A Guide for Insulation
Without adequate insulation, your home has no thermal barrier from the environment. This means it will lose heat to a cold environment and draw heat from a hot environment much faster than a home with appropriate insulation. Not only is this uncomfortable, but it’s also wasteful, and expensive. Insulation is a vital aspect of passively maintaining a comfortable living environment in your home, without breaking the bank.
How it works
When insulation is not present, your home will eventually all its residual heat to the environment. 15-25% is lost through walls, 10-20% through windows, 25-35% through the ceiling, 10-20% through the floor, and 15-25% through air seeping through gaps in windows and doors. In summer, roughly the same percentages of heat will radiate into the home without insulation. Heat can be gained and lost in a variety of ways, and good insulation will help to protect you against many or all of these. On top of simply providing a dense bulk in the cavities of walls, rooves and floors to prevent heat movement, some insulators can reflect heat away inwards or outwards as needed. While it may appear to be a simple foil coating, it can drastically change the insulation of a property.
Where it works
Broadly speaking, insulation is placed in the walls, ceiling and sometimes below the floor of a home. However, judicious placement of insulation can have major effects on your heating/cooling bill, so it is worth thinking carefully about where to invest in insulation.
Above: By placing a layer of insulation directly above the ceiling, and a layer immediately beneath the pitches of a roof, it is possible to protect the home both from heat from the sun, and to maintain a more consistent temperature in the main space of the house. The two layers of insulation create virtually a sealed air space that protects the home from large swings in temperature, so the home does not rapidly warm up in the heat of the day. The roof is an ideal location for reflective insulation, where direct contact with the sun is a major contributor to temperature changes.

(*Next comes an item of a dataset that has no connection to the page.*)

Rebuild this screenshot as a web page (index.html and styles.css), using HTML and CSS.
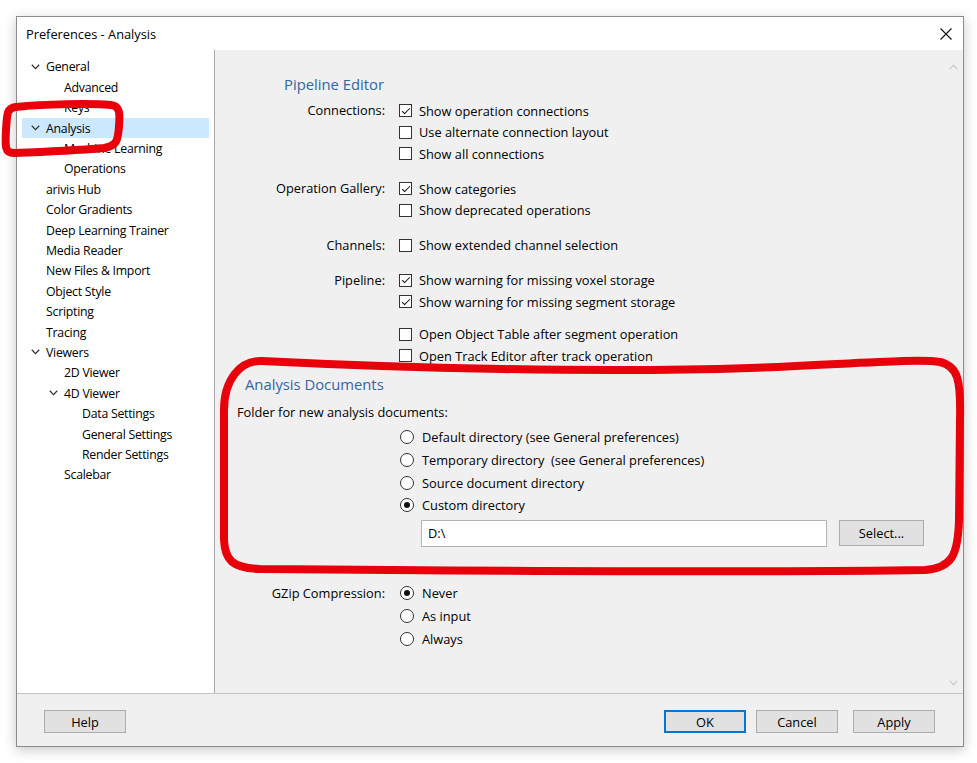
FILE: index.html
```html
<!DOCTYPE html>
<html>
<head>
  <meta name="viewport" content="width=device-width, initial-scale=1">
  <link rel="stylesheet" href="styles.css">
</head>
<body>

  <div class="window">
    <!-- Title bar -->
    <div class="titlebar">
      <span class="title">Preferences - Analysis</span>
      <span class="close">
        <svg width="12" height="12" viewBox="0 0 12 12"><path d="M0.5 0.5 L11.5 11.5 M11.5 0.5 L0.5 11.5" stroke="#111" stroke-width="1.1" fill="none"/></svg>
      </span>
    </div>

    <div class="main">
      <!-- Category tree -->
      <ul class="tree">
        <li class="l0"><span class="twisty"><svg width="9" height="6" viewBox="0 0 9 6"><path d="M0.8 0.8 L4.5 4.6 L8.2 0.8" stroke="#333" stroke-width="1.3" fill="none"/></svg></span>General</li>
        <li class="l1"><span class="twisty"></span>Advanced</li>
        <li class="l1"><span class="twisty"></span>Keys</li>
        <li class="l0 selected"><span class="twisty"><svg width="9" height="6" viewBox="0 0 9 6"><path d="M0.8 0.8 L4.5 4.6 L8.2 0.8" stroke="#333" stroke-width="1.3" fill="none"/></svg></span>Analysis</li>
        <li class="l1"><span class="twisty"></span>Machine Learning</li>
        <li class="l1"><span class="twisty"></span>Operations</li>
        <li class="l0"><span class="twisty"></span>arivis Hub</li>
        <li class="l0"><span class="twisty"></span>Color Gradients</li>
        <li class="l0"><span class="twisty"></span>Deep Learning Trainer</li>
        <li class="l0"><span class="twisty"></span>Media Reader</li>
        <li class="l0"><span class="twisty"></span>New Files &amp; Import</li>
        <li class="l0"><span class="twisty"></span>Object Style</li>
        <li class="l0"><span class="twisty"></span>Scripting</li>
        <li class="l0"><span class="twisty"></span>Tracing</li>
        <li class="l0"><span class="twisty"><svg width="9" height="6" viewBox="0 0 9 6"><path d="M0.8 0.8 L4.5 4.6 L8.2 0.8" stroke="#333" stroke-width="1.3" fill="none"/></svg></span>Viewers</li>
        <li class="l1"><span class="twisty"></span>2D Viewer</li>
        <li class="l1"><span class="twisty"><svg width="9" height="6" viewBox="0 0 9 6"><path d="M0.8 0.8 L4.5 4.6 L8.2 0.8" stroke="#333" stroke-width="1.3" fill="none"/></svg></span>4D Viewer</li>
        <li class="l2"><span class="twisty"></span>Data Settings</li>
        <li class="l2"><span class="twisty"></span>General Settings</li>
        <li class="l2"><span class="twisty"></span>Render Settings</li>
        <li class="l1"><span class="twisty"></span>Scalebar</li>
      </ul>

      <!-- Settings page -->
      <div class="content">
        <div class="page">
          <div class="section-title pipeline-title">Pipeline Editor</div>

          <div class="group">
            <div class="label">Connections:</div>
            <div class="opts">
              <div class="opt"><span class="check on"></span>Show operation connections</div>
              <div class="opt"><span class="check"></span>Use alternate connection layout</div>
              <div class="opt"><span class="check"></span>Show all connections</div>
            </div>
          </div>

          <div class="group">
            <div class="label">Operation Gallery:</div>
            <div class="opts">
              <div class="opt"><span class="check on"></span>Show categories</div>
              <div class="opt"><span class="check"></span>Show deprecated operations</div>
            </div>
          </div>

          <div class="group">
            <div class="label">Channels:</div>
            <div class="opts">
              <div class="opt"><span class="check"></span>Show extended channel selection</div>
            </div>
          </div>

          <div class="group">
            <div class="label">Pipeline:</div>
            <div class="opts">
              <div class="opt"><span class="check on"></span>Show warning for missing voxel storage</div>
              <div class="opt"><span class="check on"></span>Show warning for missing segment storage</div>
            </div>
          </div>

          <div class="group tight">
            <div class="label"></div>
            <div class="opts">
              <div class="opt"><span class="check"></span>Open Object Table after segment operation</div>
              <div class="opt"><span class="check"></span>Open Track Editor after track operation</div>
            </div>
          </div>

          <div class="section-title docs-title">Analysis Documents</div>
          <div class="folder-label">Folder for new analysis documents:</div>
          <div class="radios">
            <div class="ropt"><span class="radio"></span>Default directory (see General preferences)</div>
            <div class="ropt"><span class="radio"></span>Temporary directory&nbsp; (see General preferences)</div>
            <div class="ropt"><span class="radio"></span>Source document directory</div>
            <div class="ropt"><span class="radio on"></span>Custom directory</div>
          </div>
          <div class="path-row">
            <div class="path-input">D:\</div>
            <div class="btn select-btn">Select...</div>
          </div>

          <div class="group gzip">
            <div class="label">GZip Compression:</div>
            <div class="opts">
              <div class="ropt"><span class="radio on"></span>Never</div>
              <div class="ropt"><span class="radio"></span>As input</div>
              <div class="ropt"><span class="radio"></span>Always</div>
            </div>
          </div>
        </div>

        <div class="scrollbar">
          <svg width="9" height="6" viewBox="0 0 9 6"><path d="M0.8 5.2 L4.5 1.4 L8.2 5.2" stroke="#c4c4c4" stroke-width="1.1" fill="none"/></svg>
          <svg width="9" height="6" viewBox="0 0 9 6"><path d="M0.8 0.8 L4.5 4.6 L8.2 0.8" stroke="#c4c4c4" stroke-width="1.1" fill="none"/></svg>
        </div>
      </div>
    </div>

    <!-- Dialog buttons -->
    <div class="footer">
      <div class="btn">Help</div>
      <div class="spacer"></div>
      <div class="btn default">OK</div>
      <div class="btn">Cancel</div>
      <div class="btn apply">Apply</div>
    </div>
  </div>

  <!-- Hand-drawn red markings over the screenshot -->
  <svg class="marks" width="977" height="763" viewBox="0 0 977 763">
    <path d="M16 107 C 45 104 90 103 111 105 C 120 106 120 113 119 126 C 118 140 117 146 104 148 C 80 150 40 152 14 153 C 5 153 5 147 6 130 C 7 113 7 108 16 107 Z"
          fill="none" stroke="#e8000a" stroke-width="8" stroke-linejoin="round"/>
    <path d="M262 361 C 400 368 600 373 750 368 C 850 364 920 358 940 362 C 958 366 961 380 960 420 L 959 520 C 958 555 952 568 925 570 C 800 572 500 571 260 569 C 232 568 225 560 224 540 L 224 410 C 224 380 240 360 262 361 Z"
          fill="none" stroke="#e8000a" stroke-width="8" stroke-linejoin="round"/>
  </svg>

</body>
</html>
```

FILE: styles.css
```css
/* Base styling */
body {
  margin: 0;
  padding: 0;
  background: #fff;
  font-family: "Open Sans", Arial, sans-serif;
  font-size: 12.8px;
  color: #000;
  position: relative;
  width: 977px;
  height: 763px;
  overflow: hidden;
}
/* Dialog frame */
.window {
  margin: 16px 0 0 16px;
  width: 946px;
  height: 729px;
  border: 1px solid #8c8c8c;
  box-shadow: 0 3px 12px rgba(0,0,0,0.22);
  display: flex;
  flex-direction: column;
  background: #f0f0f0;
}
.titlebar {
  height: 33px;
  background: #fff;
  display: flex;
  align-items: center;
  padding-left: 9px;
  padding-right: 11px;
}
.title {
  flex: 1;
  font-size: 12.8px;
}
.close {
  display: flex;
  align-items: center;
}
.main {
  height: 643px;
  display: flex;
}
/* Tree on the left */
.tree {
  list-style: none;
  margin: 0;
  padding: 6.8px 0 0 0;
  width: 197px;
  background: #fff;
  border-right: 1px solid #a8a8a8;
  font-size: 12.3px;
  letter-spacing: -0.25px;
}
.tree li {
  height: 20.4px;
  margin: 0 5px;
  display: flex;
  align-items: center;
  white-space: nowrap;
}
.tree li.selected {
  background: #cce8ff;
}
.tree .twisty {
  width: 16px;
  display: flex;
  align-items: center;
  padding-left: 1px;
  box-sizing: border-box;
}
.tree .l0 { padding-left: 8px; }
.tree .l1 { padding-left: 26px; }
.tree .l2 { padding-left: 44px; }
/* Right side settings */
.content {
  flex: 1;
  display: flex;
  background: #f0f0f0;
}
.page {
  flex: 1;
  padding-top: 23.5px;
}
.scrollbar {
  width: 20px;
  display: flex;
  flex-direction: column;
  justify-content: space-between;
  align-items: center;
  padding: 14px 0 7px 0;
}
.section-title {
  font-size: 14.8px;
  line-height: 20px;
  color: #3367a0;
}
.pipeline-title {
  padding-left: 69px;
  margin-bottom: 6.5px;
}
.group {
  display: flex;
  margin-bottom: 13.5px;
}
.group.tight {
  margin-top: -2.5px;
  margin-bottom: 7.5px;
}
.label {
  width: 170px;
  text-align: right;
  line-height: 21.5px;
  white-space: nowrap;
}
.opts {
  margin-left: 14px;
}
.opt {
  height: 21.5px;
  display: flex;
  align-items: center;
  gap: 7px;
  white-space: nowrap;
}
/* Checkboxes */
.check {
  width: 13px;
  height: 13px;
  box-sizing: border-box;
  border: 1px solid #333;
  background: #fff;
  position: relative;
}
.check.on::after {
  content: "";
  position: absolute;
  left: 3.5px;
  top: 0.5px;
  width: 3px;
  height: 7px;
  border-right: 1.4px solid #111;
  border-bottom: 1.4px solid #111;
  transform: rotate(45deg);
}
/* Radio buttons */
.ropt {
  display: flex;
  align-items: center;
  gap: 8px;
  white-space: nowrap;
}
.radio {
  width: 14px;
  height: 14px;
  box-sizing: border-box;
  border: 1px solid #333;
  border-radius: 50%;
  background: #fff;
  display: flex;
  align-items: center;
  justify-content: center;
}
.radio.on::after {
  content: "";
  width: 6px;
  height: 6px;
  border-radius: 50%;
  background: #111;
}
.docs-title {
  padding-left: 30px;
}
.folder-label {
  padding-left: 22px;
  line-height: 20px;
  margin-top: 7.5px;
}
.radios {
  margin-left: 185px;
  margin-top: 4.5px;
}
.radios .ropt {
  height: 22.7px;
}
.path-row {
  display: flex;
  align-items: flex-start;
  gap: 12px;
  margin: 3px 0 0 206px;
}
.path-input {
  width: 406px;
  height: 27px;
  box-sizing: border-box;
  border: 1px solid #b4b4b4;
  background: #fff;
  padding-left: 6px;
  line-height: 25px;
}
.gzip {
  margin-top: 35px;
}
.gzip .opts {
  margin-left: 15px;
}
.gzip .label {
  line-height: 23px;
}
.gzip .ropt {
  height: 23px;
}
/* Push buttons */
.btn {
  width: 82px;
  height: 23px;
  box-sizing: border-box;
  border: 1px solid #adadad;
  background: #e1e1e1;
  display: flex;
  align-items: center;
  justify-content: center;
}
.select-btn {
  width: 85px;
  height: 26px;
}
.btn.default {
  border: 2px solid #0078d7;
}
.footer {
  flex: 1;
  border-top: 1px solid #c4c4c4;
  display: flex;
  align-items: flex-start;
  padding: 16px 28px 0 27px;
  gap: 10px;
}
.spacer {
  flex: 1;
}
.btn.apply {
  margin-left: 5px;
}
/* Red annotation overlay */
.marks {
  position: absolute;
  left: 0;
  top: 0;
  pointer-events: none;
}
```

Around: Insulation is placed in every cavity of stud walls, but also on the external aspects of exterior walls and in any possible cavity. The aim is to provide bulk in these spaces that resist the movement of heat in unwanted ways. Any cavity is a location where heat may be lost, so it is useful to insulate any conceivable gap in the walls. Some walls may also be particularly prone to sun exposure, which makes these walls ideal candidates for reflective insulation.
If you don’t have insulation, your heater will be on all winter, and your air conditioner will be on all summer. Not only does this get extremely expensive, but it is also highly inefficient, and a huge waste of power and resources. Insulation is a passive way to maintain a comfortable temperature in your home, without constant input. While it requires more financial outlay in the short term, the financial saving in the long term is extraordinary. That’s why we strongly recommend insulation in all new constructions.